Roundup of commentary on Harvard OA policy. Gavin Baker. Open Access News. February 13, 2008.

The Faculty of Arts and Sciences at Harvard adopted a Self-Archiving Mandate. The objective is to provide Open Access to its own scholarly output by saving the articles to its institutional repository. This has also mandated that the university be able to exercise the copyright for those articles. “In legal terms, the permission granted by each Faculty member is a nonexclusive, irrevocable, paid-up, worldwide license to exercise any and all rights under copyright relating to each of his or her scholarly articles, in any medium, and to authorize others to do the same, provided that the articles are not sold for a profit.” The Provost has said: “The goal of university research is the creation, dissemination, and preservation of knowledge….”


Supporting Digital Preservation & Asset Management in Institutions. Maureen Pennock. JISC. January 2008. [pdf]

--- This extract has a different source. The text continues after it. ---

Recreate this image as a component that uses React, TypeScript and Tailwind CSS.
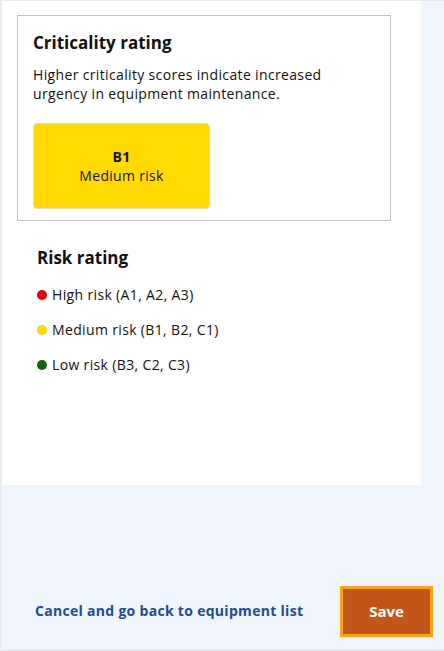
const dots = [
  { color: 'bg-[#e5000b]', label: 'High risk (A1, A2, A3)' },
  { color: 'bg-[#ffd700]', label: 'Medium risk (B1, B2, C1)' },
  { color: 'bg-[#16620f]', label: 'Low risk (B3, C2, C3)' },
]

export default function App() {
  return (
    <main
      className="h-[651px] w-[444px] flex flex-col bg-[#f0f5fe] border-l-2 border-t border-b-2 border-[#e9ebef] text-[#111]"
      style={{ fontFamily: '"Open Sans", "Noto Sans", sans-serif' }}
    >
      <div className="w-[419px] h-[484px] bg-white pt-[14px] pl-[15px]">
        <section className="w-[374px] border border-[#c3c3c3] px-[15px] pt-[15px] pb-[11px]">
          <h2 className="text-[17px] font-bold leading-[24px]">Criticality rating</h2>
          <p className="mt-[10px] text-[14px] leading-[19px] tracking-[0.35px] w-[320px]">
            Higher criticality scores indicate increased urgency in equipment maintenance.
          </p>
          <div className="mt-[20px] w-[177px] h-[86px] rounded-[4px] border border-[#e2dccb] bg-[#ffd900] flex flex-col items-center justify-center text-[14px] leading-[19px] tracking-[0.3px]">
            <span className="font-bold">B1</span>
            <span>Medium risk</span>
          </div>
        </section>

        <section className="pl-[20px] pt-[25px]">
          <h3 className="text-[17px] font-bold leading-[24px]">Risk rating</h3>
          <ul className="mt-[15px] flex flex-col gap-[16px]">
            {dots.map(d => (
              <li key={d.label} className="flex items-center gap-[5px] text-[14px] leading-[19px] tracking-[0.35px]">
                <span className={`w-[10px] h-[10px] rounded-full ${d.color}`} />
                {d.label}
              </li>
            ))}
          </ul>
        </section>
      </div>

      <div className="flex-1 flex items-end justify-between pl-[33px] pr-[11px] pb-[12px]">
        <a className="mb-[16px] text-[14px] font-bold tracking-[0.3px] text-[#1d4c9a] cursor-pointer">
          Cancel and go back to equipment list
        </a>
        <button className="w-[93px] h-[51px] border-[3px] border-[#ffa312] bg-[#c25618] text-white font-bold text-[15px]">
          Save
        </button>
      </div>
    </main>
  )
}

This is a summary and reference list of various projects, models, workbooks, and resources, dealing with digital preservation and asset management. Some notes from the projects:

  • Automated tools are still not capable of assigning a value to digital assets, a vital step in determining where preservation resources are best spent.
  • Preservation is one part of the life cycle of the information; stages include creation, accession, ingest, metadata, storage and technical storage systems, access, and re-use
  • Metadata collection from depositors must be as simple as possible, and that automatically captured or generated metadata is the key to both information retrieval and information services.
  • An assessment of formats in the institutional repository is the first step to develop and implement a preservation action and a technology watch service.
  • Preservation and digital asset management is, in every case, wholly reliant upon one thing: money.
  • Preservation should not be considered as an end in itself: it should be considered within the life cycle of digital object management.


New Sharp 250mW Blu-ray Laser enables 6x faster Recording. Press release. February 14, 2008.

The company has introduced new components that will allow faster recording of blu-ray discs. The units will be available later this year.